What is being asked:
Restate the listing that follows word for word, without its pictures.

Supplied material:
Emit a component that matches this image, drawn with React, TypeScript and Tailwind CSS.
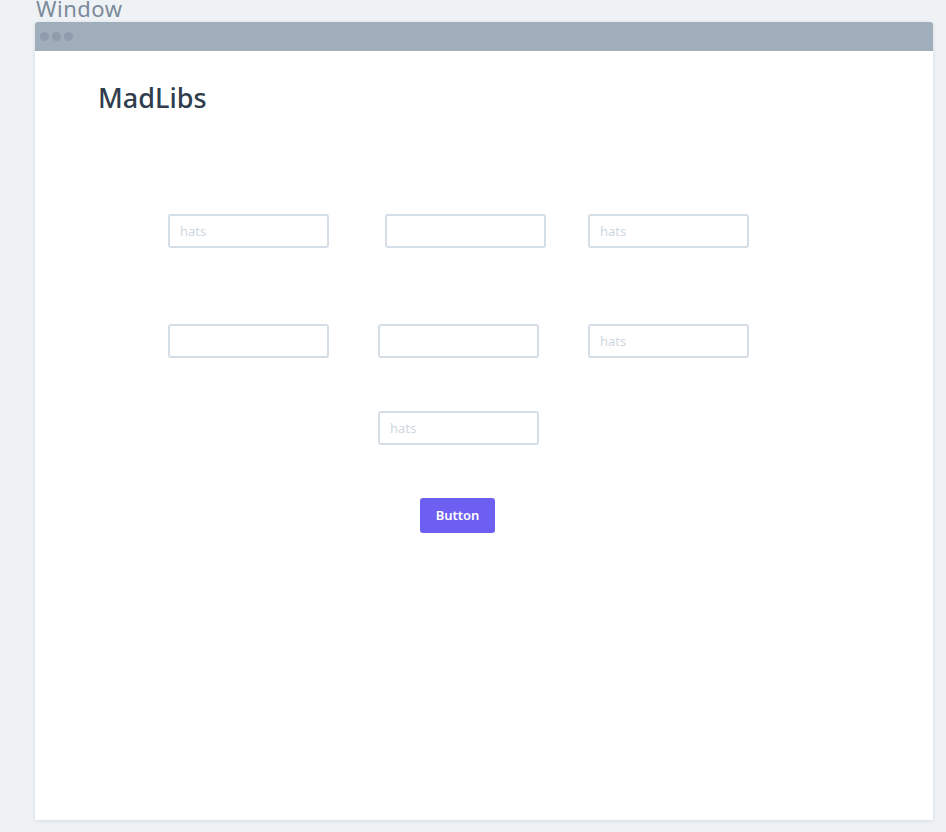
const font = { fontFamily: '"Noto Sans", "Open Sans", sans-serif' }

function Field({ placeholder, className = '' }: { placeholder?: string; className?: string }) {
  return (
    <input
      readOnly
      placeholder={placeholder}
      className={`h-[34px] w-[161px] rounded-[3px] border-2 border-[#d5dde6] bg-white px-[10px] text-[13px] placeholder:text-[#cfd8e2] outline-none ${className}`}
    />
  )
}

export default function App() {
  return (
    <div className="h-[832px] w-[946px] overflow-hidden bg-[#eff2f5]" style={font}>
      <div className="h-[22px] overflow-visible pl-[36px] text-[22px] leading-[16px] tracking-[0.5px] text-[#7b8a9b]">Window</div>
      <div className="ml-[35px] w-[898px] h-[798px] flex flex-col rounded-t-[3px] bg-white shadow-[0_1px_4px_rgba(160,174,192,0.35)]">
        <div className="h-[29px] shrink-0 rounded-t-[3px] bg-[#a0adbb] flex items-center gap-[3px] pl-[5px]">
          <span className="h-[9px] w-[9px] rounded-full bg-[#8f9cac]" />
          <span className="h-[9px] w-[9px] rounded-full bg-[#8f9cac]" />
          <span className="h-[9px] w-[9px] rounded-full bg-[#8f9cac]" />
        </div>
        <div className="flex flex-col">
          <h1 className="ml-[63px] mt-[30px] text-[27px] leading-[34px] font-medium text-[#2f3d4c]">MadLibs</h1>
          <div className="mt-[99px] flex pl-[133px]">
            <Field placeholder="hats" />
            <Field className="ml-[56px]" />
            <Field placeholder="hats" className="ml-[42px]" />
          </div>
          <div className="mt-[76px] flex pl-[133px]">
            <Field />
            <Field className="ml-[49px]" />
            <Field placeholder="hats" className="ml-[49px]" />
          </div>
          <div className="mt-[53px] flex pl-[343px]">
            <Field placeholder="hats" />
          </div>
          <div className="mt-[53px] flex pl-[385px]">
            <button className="h-[35px] w-[75px] rounded-[3px] bg-[#6c5ff2] text-[13px] font-semibold text-white">
              Button
            </button>
          </div>
        </div>
      </div>
    </div>
  )
}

Expected output:
Emit a component that matches this image, drawn with React, TypeScript and Tailwind CSS.
const font = { fontFamily: '"Noto Sans", "Open Sans", sans-serif' }

function Field({ placeholder, className = '' }: { placeholder?: string; className?: string }) {
  return (
    <input
      readOnly
      placeholder={placeholder}
      className={`h-[34px] w-[161px] rounded-[3px] border-2 border-[#d5dde6] bg-white px-[10px] text-[13px] placeholder:text-[#cfd8e2] outline-none ${className}`}
    />
  )
}

export default function App() {
  return (
    <div className="h-[832px] w-[946px] overflow-hidden bg-[#eff2f5]" style={font}>
      <div className="h-[22px] overflow-visible pl-[36px] text-[22px] leading-[16px] tracking-[0.5px] text-[#7b8a9b]">Window</div>
      <div className="ml-[35px] w-[898px] h-[798px] flex flex-col rounded-t-[3px] bg-white shadow-[0_1px_4px_rgba(160,174,192,0.35)]">
        <div className="h-[29px] shrink-0 rounded-t-[3px] bg-[#a0adbb] flex items-center gap-[3px] pl-[5px]">
          <span className="h-[9px] w-[9px] rounded-full bg-[#8f9cac]" />
          <span className="h-[9px] w-[9px] rounded-full bg-[#8f9cac]" />
          <span className="h-[9px] w-[9px] rounded-full bg-[#8f9cac]" />
        </div>
        <div className="flex flex-col">
          <h1 className="ml-[63px] mt-[30px] text-[27px] leading-[34px] font-medium text-[#2f3d4c]">MadLibs</h1>
          <div className="mt-[99px] flex pl-[133px]">
            <Field placeholder="hats" />
            <Field className="ml-[56px]" />
            <Field placeholder="hats" className="ml-[42px]" />
          </div>
          <div className="mt-[76px] flex pl-[133px]">
            <Field />
            <Field className="ml-[49px]" />
            <Field placeholder="hats" className="ml-[49px]" />
          </div>
          <div className="mt-[53px] flex pl-[343px]">
            <Field placeholder="hats" />
          </div>
          <div className="mt-[53px] flex pl-[385px]">
            <button className="h-[35px] w-[75px] rounded-[3px] bg-[#6c5ff2] text-[13px] font-semibold text-white">
              Button
            </button>
          </div>
        </div>
      </div>
    </div>
  )
}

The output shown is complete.